The financial news out of Frankfort these days is better than most of us probably expected.
But will it last?
John Hicks, the state’s budget director, reported this month that General Fund receipts were up 5.9% in August compared to August 2019.
In dollars, that’s $833.8 million compared with $787.2 million.
Since July 1, receipts have increased 6.5%.
The road fund took in $140.8 million — down 1% from August 2019.
But through the first two months of the fiscal year, collections have increased 2.9%.
And that’s during a pandemic with thousands of Kentuckians laid off and businesses struggling.
But Hicks warns that “the primary revenue concern is keeping up the momentum in economic activity in spite of the expiration of much of the federal fiscal policies designed to help the economy.”

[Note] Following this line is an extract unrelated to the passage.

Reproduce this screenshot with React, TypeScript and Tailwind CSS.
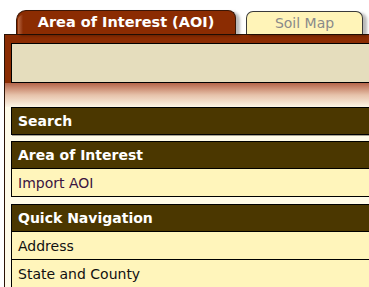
import React from 'react';

type Section = { title: string; items: string[]; gap: string };

const sections: Section[] = [
  { title: 'Search', items: [], gap: 'mb-[6px]' },
  { title: 'Area of Interest', items: ['Import AOI'], gap: 'mb-[7px]' },
  { title: 'Quick Navigation', items: ['Address', 'State and County'], gap: '' },
];

export default function App() {
  return (
    <div className="w-[369px] h-[287px] overflow-hidden bg-white font-['DejaVu_Sans','Verdana',sans-serif]">
      {/* Tabs */}
      <div className="flex items-end h-[34px] pl-[16px]">
        <div className="relative w-[220px] h-[24px] rounded-tl-[10px] rounded-tr-[8px] border border-b-0 border-[#3b1605] bg-[#8b2c02] shadow-[4px_2px_3px_rgba(0,0,0,0.28)] flex items-center justify-center">
          <div className="absolute left-[1px] top-[4px] bottom-0 w-[5px] rounded-tl-[8px] bg-gradient-to-r from-[#b8683f] to-[#8b2c02]" />
          <span className="relative text-[14.5px] font-bold text-white leading-none">Area of Interest (AOI)</span>
        </div>
        <div className="ml-[10px] w-[117px] h-[23px] rounded-t-[7px] border border-b-0 border-[#3a3a3a] bg-[#fff4b8] shadow-[4px_2px_3px_rgba(0,0,0,0.28)] flex items-center justify-center">
          <span className="text-[14px] text-[#8a8a8a] leading-none">Soil Map</span>
        </div>
      </div>

      {/* Panel */}
      <div className="ml-[4px] border-l border-t border-[#2a1205] bg-[#fffbe8]">
        <div className="bg-[#8b2c02] pt-[8px] pl-[6px]">
          <div className="h-[40px] border border-r-0 border-black bg-[#e5ddbd]" />
        </div>
        <div className="h-[24px] bg-gradient-to-b from-[#b4654a] via-[#e6c2aa] to-[#fcf5e6]" />

        <div className="pl-[6px]">
          {sections.map(s => (
            <div key={s.title} className={`border-l border-black ${s.gap}`}>
              <div className="h-[28px] border-y border-black bg-[#4b3700] flex items-center pl-[6px] shadow-[0_1px_0_#a8a290]">
                <span className="text-[14px] font-bold text-white leading-none">{s.title}</span>
              </div>
              {s.items.map(item => (
                <div key={item} className="h-[28px] border-b border-black bg-[#fff5bb] flex items-center pl-[6px]">
                  <span className={`text-[14px] leading-none ${item === 'Import AOI' ? 'text-[#3a1440]' : 'text-[#111111]'}`}>{item}</span>
                </div>
              ))}
            </div>
          ))}
        </div>
      </div>
    </div>
  );
}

He added, “Without another round of federal fiscal stimulus, it will be difficult to maintain the growth in collections we have seen thus far.”
A blog on the Economic Policy Institute’s website says, “State and local governments still desperately need federal fiscal aid to prevent harmful austerity measures.”
It says that the nation lost 22.1 million jobs in March and April — and 11.5 million of them still haven’t returned after six months.
The authors say, “Without federal aid now, more jobs — in both the public and private sectors — will be lost down the line.”
They add, “Between the pulling back of enhanced unemployment insurance benefits and the near-total inaction on aiding state and local governments’ fiscal situation, the next few months will see the economy suffer the effects of having sailed over a pronounced fiscal cliff.”
Hicks said the growth in tax collections in the past two months was “supported by substantial federal relief payments to individuals and businesses. Sales and use, and the individual income taxes have been the main drivers of the improvement in collections.”